Hubo un momento en que economía dejó de ser una mera «ciencia social» para convertirse en una religión; o, dicho más exactamente, en un sucedáneo de religión, una idolatría. La economía instauró un sistema de creencias, sometió el mundo a sus designios y nos explicó el papel que se nos había encomendado en ese mundo (que no era otro sino el de pobres esclavos a quienes se entretiene con el caramelo del consumismo); y, por supuesto, entronizó un dios omnipotente: el dios del mercado. La caída del comunismo -que, en términos estrictos, no fue sino una herejía del capitalismo- hizo más incontestable la omnipotencia de ese dios que extendía su dominio hasta el último rincón del planeta. Por supuesto, los sacerdotes de la idolatría se esforzaron en que sus crédulos adeptos no percibieran el carácter seudorreligioso del tinglado, pues de lo que se trataba era de que la idolatría siguiese siendo percibida como una «ciencia» tangible y cierta.

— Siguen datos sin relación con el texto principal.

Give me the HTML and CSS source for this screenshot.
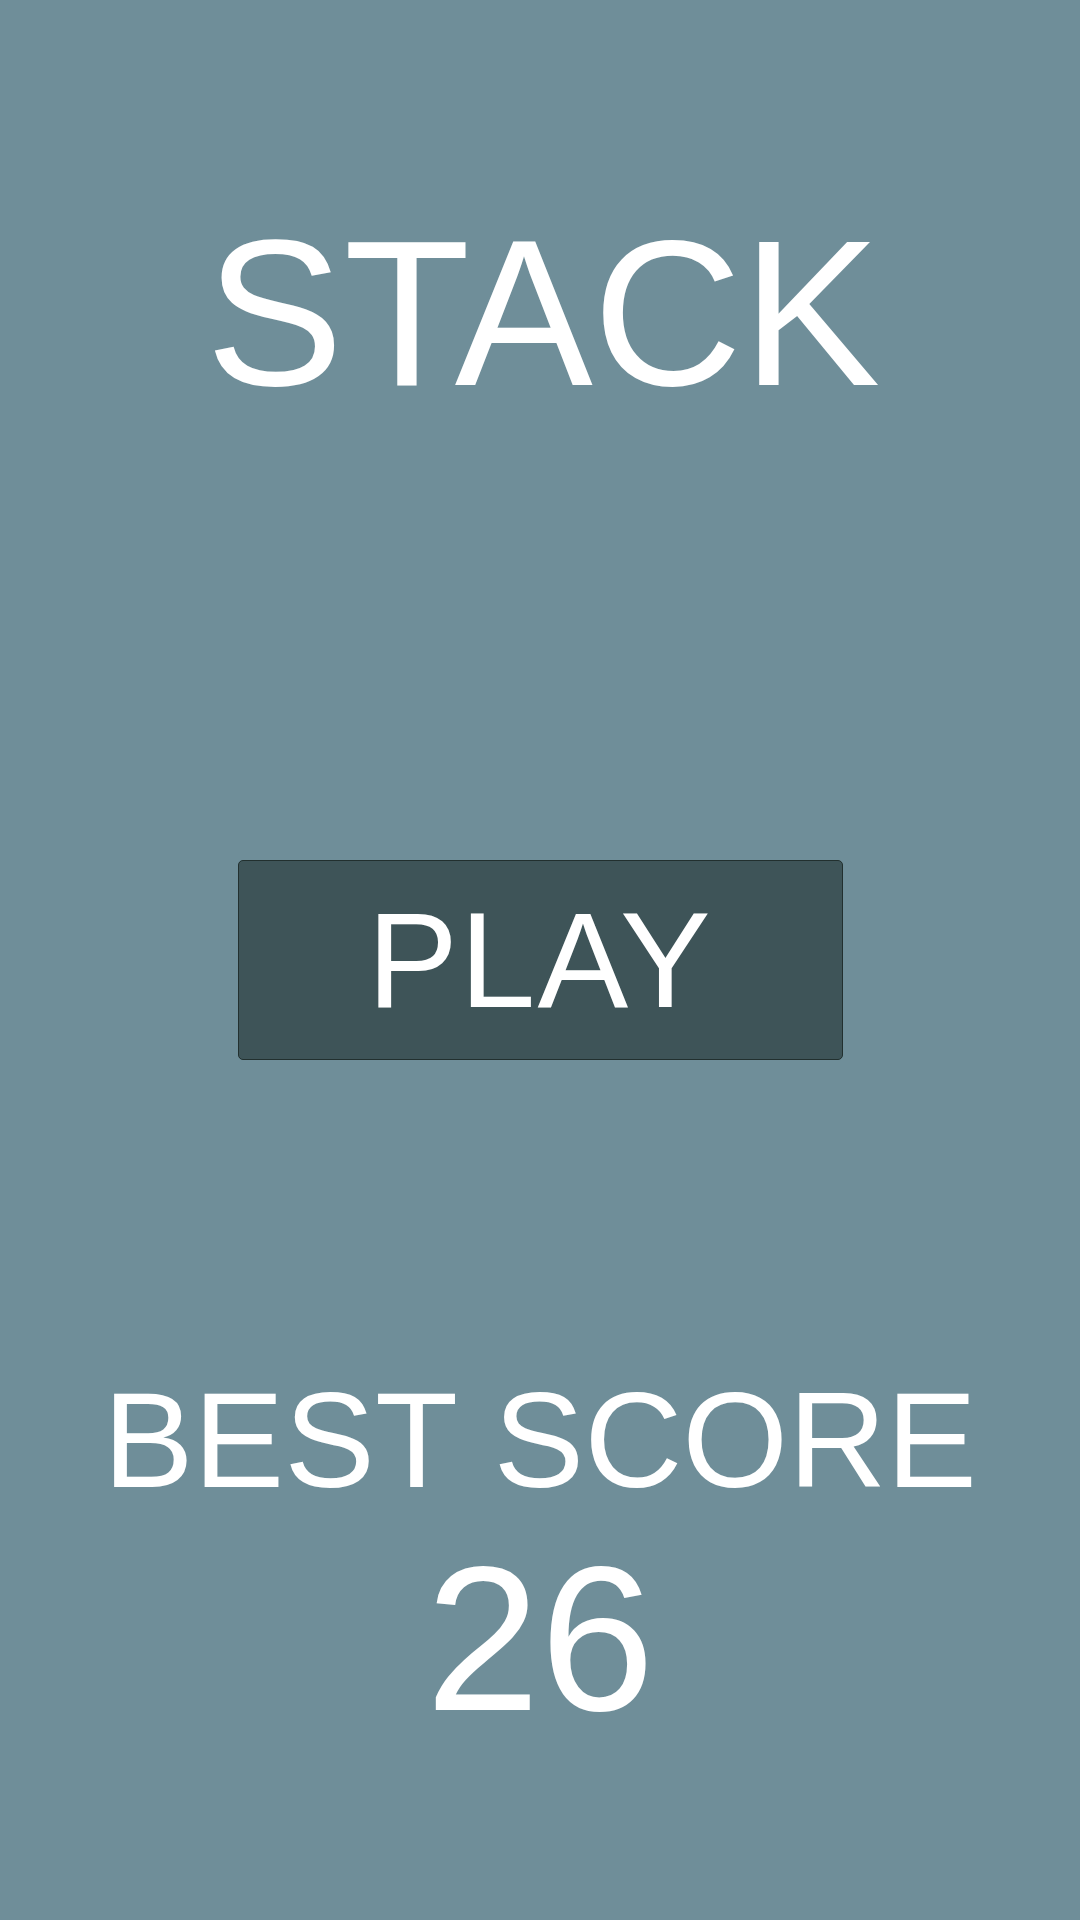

Así la economía fue desempeñando el mismo cometido que antaño desempeñó la fe religiosa: el mercado era el dios providente que tenía un plan de salvación para la humanidad; plan que, a simple vista, no se distinguía muy bien, por lo que hubo de crearse una casta de sacerdotes que lo explicaran. O que más bien lo enturbiaran; porque, a medida que la idolatría iba conquistando los corazones de los hombres, esta casta sacerdotal fue desarrollando jergas cada vez más abstrusas que impedían desentrañar el embeleco sobre el que la idolatría se sustentaba; y cuando tal embeleco se tornó por fin impenetrable, la idolatría ingresó en una nueva etapa, que podríamos calificar irónicamente de «escatológica», por lo que tiene de consumación o desenlace, aunque sin la recompensa que las escatologías religiosas reservan a sus fieles. En esta fase escatológica de la idolatría, vivimos en lo que Santayana denominó proféticamente «la niebla de las finanzas», un dominio de naturaleza fantasmagórica, volátil, que los sacerdotes de la idolatría lograron instaurar haciéndonos creer que el dinero podía crecer exponencialmente desligado de la riqueza real, con tan sólo apostarlo en la ruleta bursátil; y nos dijeron que, si participábamos del juego, ingresaríamos en una nueva era de crecimiento perpetuo. De este juego participaron también los Estados; y, engolfados en la niebla de las finanzas, se dedicaron a crecer y crecer y crecer (o sea, a gastar y gastar y gastar), inflados por la levadura de la euforia y el optimismo.
Pero riqueza no hay otra que la riqueza real; el tinglado financiero era tan sólo un invento de la idolatría que, como las chirlatas de los tahúres, mantuvo engañados a sus crédulos adeptos mientras los saqueaban; pues el llamado «capitalismo financiero», cada vez que vende sus valores bursátiles o reparte dividendos -cada vez que hace efectivas sus ganancias-, no hace otra cosa sino vampirizar la riqueza real, hasta dejarla exangüe. Y ahora los sacerdotes de la idolatría, que tienen cogidos por los huevecillos a los Estados que ingenuamente se pusieron a crecer y crecer y crecer (o sea, a gastar y gastar y gastar), confiados en aquel crecimiento exponencial del dinero que enjugaría sus deudas, exigen histéricos que el derrumbamiento de la idolatría se amortigüe saqueando a los pobres esclavos (ayer autónomos y pequeños empresarios, hoy funcionarios y pensionistas, mañana trabajadores). A Zapatero le toca hacer ahora de pobre pelele en manos de los sacerdotes de la idolatría, como una marioneta desvencijada que pronto será arrojada al baúl de los cachivaches insensibles; pero puede consolarse pensando que detrás de él otros muchos irán a parar al mismo baúl.
Porque es el fin de una idolatría; y ya se sabe que las idolatrías siempre acaban muy malamente, provocando la inmolación colectiva de sus crédulos adeptos.